- **TO BE DONE**: Each entry below must be repeated exactly, with pictures left out.

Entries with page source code
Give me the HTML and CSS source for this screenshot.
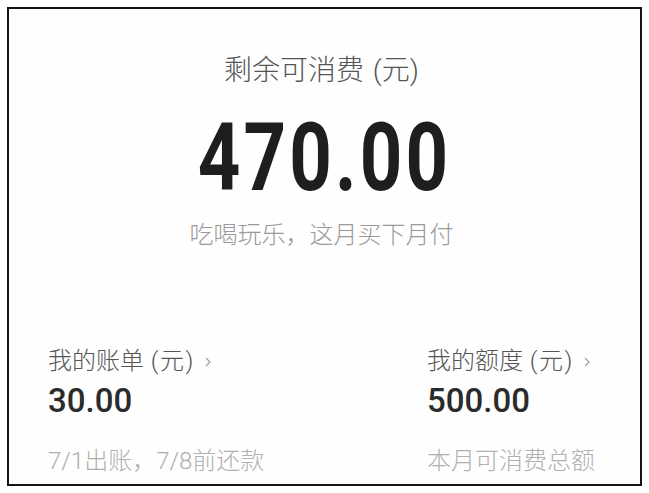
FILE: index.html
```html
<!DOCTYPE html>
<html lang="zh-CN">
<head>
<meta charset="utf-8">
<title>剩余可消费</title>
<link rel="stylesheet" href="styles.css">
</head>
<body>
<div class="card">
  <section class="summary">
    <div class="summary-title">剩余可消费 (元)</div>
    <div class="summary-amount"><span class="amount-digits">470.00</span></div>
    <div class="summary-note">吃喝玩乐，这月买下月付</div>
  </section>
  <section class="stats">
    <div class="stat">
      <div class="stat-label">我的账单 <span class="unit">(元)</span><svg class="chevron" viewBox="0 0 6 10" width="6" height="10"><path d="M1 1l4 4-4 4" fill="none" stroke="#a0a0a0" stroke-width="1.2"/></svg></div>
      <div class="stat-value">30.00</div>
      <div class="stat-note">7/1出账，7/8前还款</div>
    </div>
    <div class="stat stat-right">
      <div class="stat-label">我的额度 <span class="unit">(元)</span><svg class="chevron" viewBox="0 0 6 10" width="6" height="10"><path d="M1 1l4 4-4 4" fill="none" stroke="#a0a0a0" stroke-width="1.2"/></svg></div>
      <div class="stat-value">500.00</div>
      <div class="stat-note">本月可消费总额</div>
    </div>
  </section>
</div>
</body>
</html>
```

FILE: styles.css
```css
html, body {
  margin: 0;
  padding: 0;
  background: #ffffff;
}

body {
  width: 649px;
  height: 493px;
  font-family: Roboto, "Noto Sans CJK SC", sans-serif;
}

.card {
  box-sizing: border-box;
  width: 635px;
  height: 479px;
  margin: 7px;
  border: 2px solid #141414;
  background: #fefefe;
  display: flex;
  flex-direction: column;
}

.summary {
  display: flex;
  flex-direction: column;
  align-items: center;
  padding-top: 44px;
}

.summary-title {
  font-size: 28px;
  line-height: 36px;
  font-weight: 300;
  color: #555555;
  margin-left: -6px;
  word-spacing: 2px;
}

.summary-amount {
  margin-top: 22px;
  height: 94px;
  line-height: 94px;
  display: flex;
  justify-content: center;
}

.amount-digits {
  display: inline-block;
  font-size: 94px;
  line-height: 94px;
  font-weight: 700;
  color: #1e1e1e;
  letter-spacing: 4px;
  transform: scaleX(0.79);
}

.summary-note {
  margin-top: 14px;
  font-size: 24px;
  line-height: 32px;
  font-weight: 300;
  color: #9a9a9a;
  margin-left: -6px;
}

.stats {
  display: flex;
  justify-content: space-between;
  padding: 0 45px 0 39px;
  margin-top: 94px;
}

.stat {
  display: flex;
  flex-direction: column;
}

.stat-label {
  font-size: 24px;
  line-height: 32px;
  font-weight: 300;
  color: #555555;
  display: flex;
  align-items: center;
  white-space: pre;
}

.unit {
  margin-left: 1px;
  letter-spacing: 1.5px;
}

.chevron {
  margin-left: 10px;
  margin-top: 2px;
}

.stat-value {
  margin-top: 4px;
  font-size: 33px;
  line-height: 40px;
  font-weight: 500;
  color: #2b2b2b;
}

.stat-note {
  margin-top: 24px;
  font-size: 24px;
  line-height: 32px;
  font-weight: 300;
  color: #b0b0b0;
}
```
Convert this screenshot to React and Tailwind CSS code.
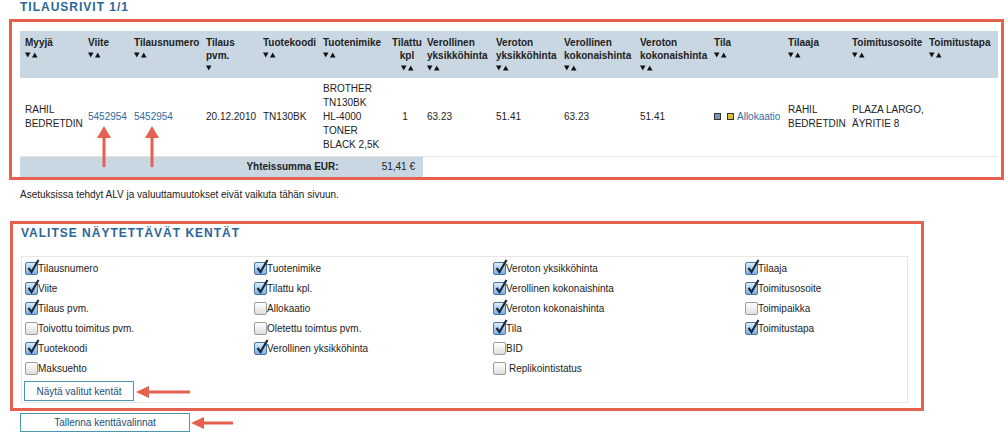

- **RESULT OF THE EXERCISE**:
Give me the HTML and CSS source for this screenshot.
FILE: index.html
```html
<!DOCTYPE html>
<html lang="zh-CN">
<head>
<meta charset="utf-8">
<title>剩余可消费</title>
<link rel="stylesheet" href="styles.css">
</head>
<body>
<div class="card">
  <section class="summary">
    <div class="summary-title">剩余可消费 (元)</div>
    <div class="summary-amount"><span class="amount-digits">470.00</span></div>
    <div class="summary-note">吃喝玩乐，这月买下月付</div>
  </section>
  <section class="stats">
    <div class="stat">
      <div class="stat-label">我的账单 <span class="unit">(元)</span><svg class="chevron" viewBox="0 0 6 10" width="6" height="10"><path d="M1 1l4 4-4 4" fill="none" stroke="#a0a0a0" stroke-width="1.2"/></svg></div>
      <div class="stat-value">30.00</div>
      <div class="stat-note">7/1出账，7/8前还款</div>
    </div>
    <div class="stat stat-right">
      <div class="stat-label">我的额度 <span class="unit">(元)</span><svg class="chevron" viewBox="0 0 6 10" width="6" height="10"><path d="M1 1l4 4-4 4" fill="none" stroke="#a0a0a0" stroke-width="1.2"/></svg></div>
      <div class="stat-value">500.00</div>
      <div class="stat-note">本月可消费总额</div>
    </div>
  </section>
</div>
</body>
</html>
```

FILE: styles.css
```css
html, body {
  margin: 0;
  padding: 0;
  background: #ffffff;
}

body {
  width: 649px;
  height: 493px;
  font-family: Roboto, "Noto Sans CJK SC", sans-serif;
}

.card {
  box-sizing: border-box;
  width: 635px;
  height: 479px;
  margin: 7px;
  border: 2px solid #141414;
  background: #fefefe;
  display: flex;
  flex-direction: column;
}

.summary {
  display: flex;
  flex-direction: column;
  align-items: center;
  padding-top: 44px;
}

.summary-title {
  font-size: 28px;
  line-height: 36px;
  font-weight: 300;
  color: #555555;
  margin-left: -6px;
  word-spacing: 2px;
}

.summary-amount {
  margin-top: 22px;
  height: 94px;
  line-height: 94px;
  display: flex;
  justify-content: center;
}

.amount-digits {
  display: inline-block;
  font-size: 94px;
  line-height: 94px;
  font-weight: 700;
  color: #1e1e1e;
  letter-spacing: 4px;
  transform: scaleX(0.79);
}

.summary-note {
  margin-top: 14px;
  font-size: 24px;
  line-height: 32px;
  font-weight: 300;
  color: #9a9a9a;
  margin-left: -6px;
}

.stats {
  display: flex;
  justify-content: space-between;
  padding: 0 45px 0 39px;
  margin-top: 94px;
}

.stat {
  display: flex;
  flex-direction: column;
}

.stat-label {
  font-size: 24px;
  line-height: 32px;
  font-weight: 300;
  color: #555555;
  display: flex;
  align-items: center;
  white-space: pre;
}

.unit {
  margin-left: 1px;
  letter-spacing: 1.5px;
}

.chevron {
  margin-left: 10px;
  margin-top: 2px;
}

.stat-value {
  margin-top: 4px;
  font-size: 33px;
  line-height: 40px;
  font-weight: 500;
  color: #2b2b2b;
}

.stat-note {
  margin-top: 24px;
  font-size: 24px;
  line-height: 32px;
  font-weight: 300;
  color: #b0b0b0;
}
```
Convert this screenshot to React and Tailwind CSS code.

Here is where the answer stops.